Saturday, September 27, 2014
Humans are a traveling species, and maybe they always have been.
New evidence suggests that humans—or something very close to humans—traveled out of Africa and into Asia far, far earlier than most modern models suggests.
(Images: Two teeth that appear likely to be from anatomically modern humans; paleoanthropologist Christopher Bae at a fossil dig. Credit: University of Hawai`i at Mānoa.)
University of Hawai`i paleoanthropologist Christopher Bae, is the lead author on a paper that reports on human remains from China that date back roughly 125,000 years.
(Citation: Christopher J. Bae, Wei Wang, Jianxin Zhao, Shengming Huang, Feng Tian and Guanjun Shen, Modern human teeth from Late Pleistocene Luna Cave [Guangxi, China], DOI: 10.1016/j.quaint.2014.06.051)
Current theory has modern humans leaving Africa 60,000 years ago, but Bae and his co-authors found human teeth dating to between 70 and 126,000 years ago. They found the material in the Lunadong cave in China’s Guangxi Zhuang Autonomous Region, north of Vietnam.
It suggests there was not just one Out of Africa migration, but at least two, and possibly several.

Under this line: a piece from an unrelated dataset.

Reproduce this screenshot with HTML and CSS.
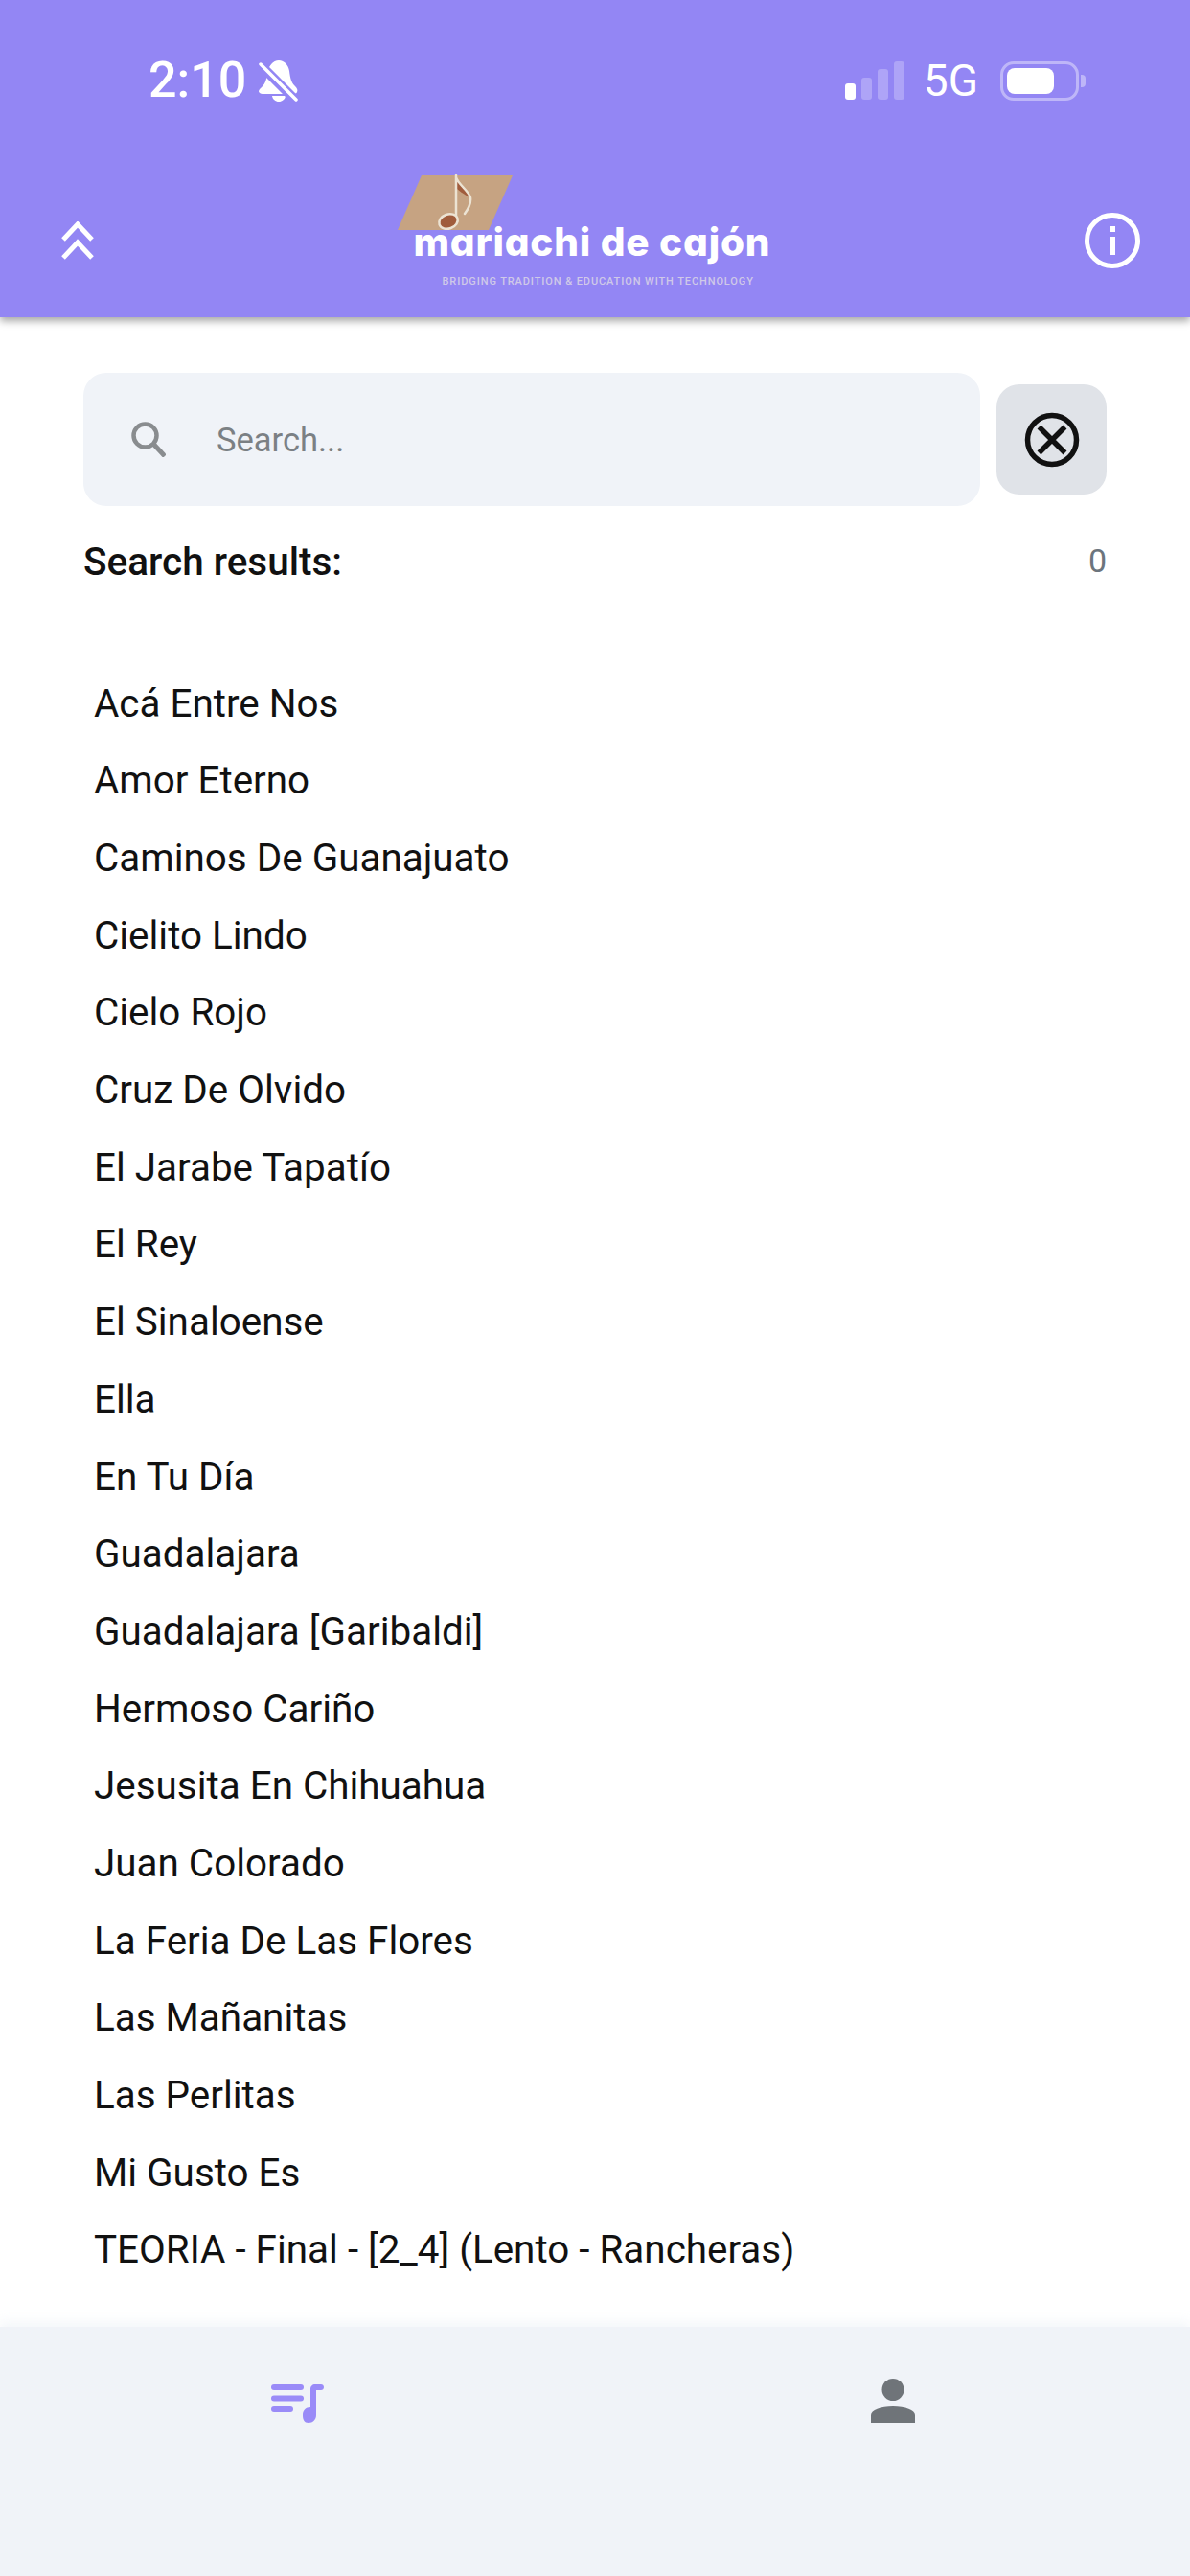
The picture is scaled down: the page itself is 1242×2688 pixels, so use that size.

“The findings from the Lunadong study clearly indicate that certain aspects of the Out of Africa model need to be rethought. That is, that there was at least one other earlier Out of Africa migration event that predated 60,000 years ago.
“This paleoanthropological find, in addition to other recent studies from western and southern Asia, suggest that modern humans may have dispersed out of Africa in multiple waves rather than as one major single migration event 60,000 years ago as commonly thought,” said Bae, in aUniversity of Hawai`i press release.
There were numerous other human-like creatures traveling the world from their African homeland far earlier than this. Neandertals, Homo erectus and others were clearly moving across the landscape. Peking Man, whose remains were found in the 1920s near Beijing, dates to more than half a million years ago. He is considered a variety of Homo erectus.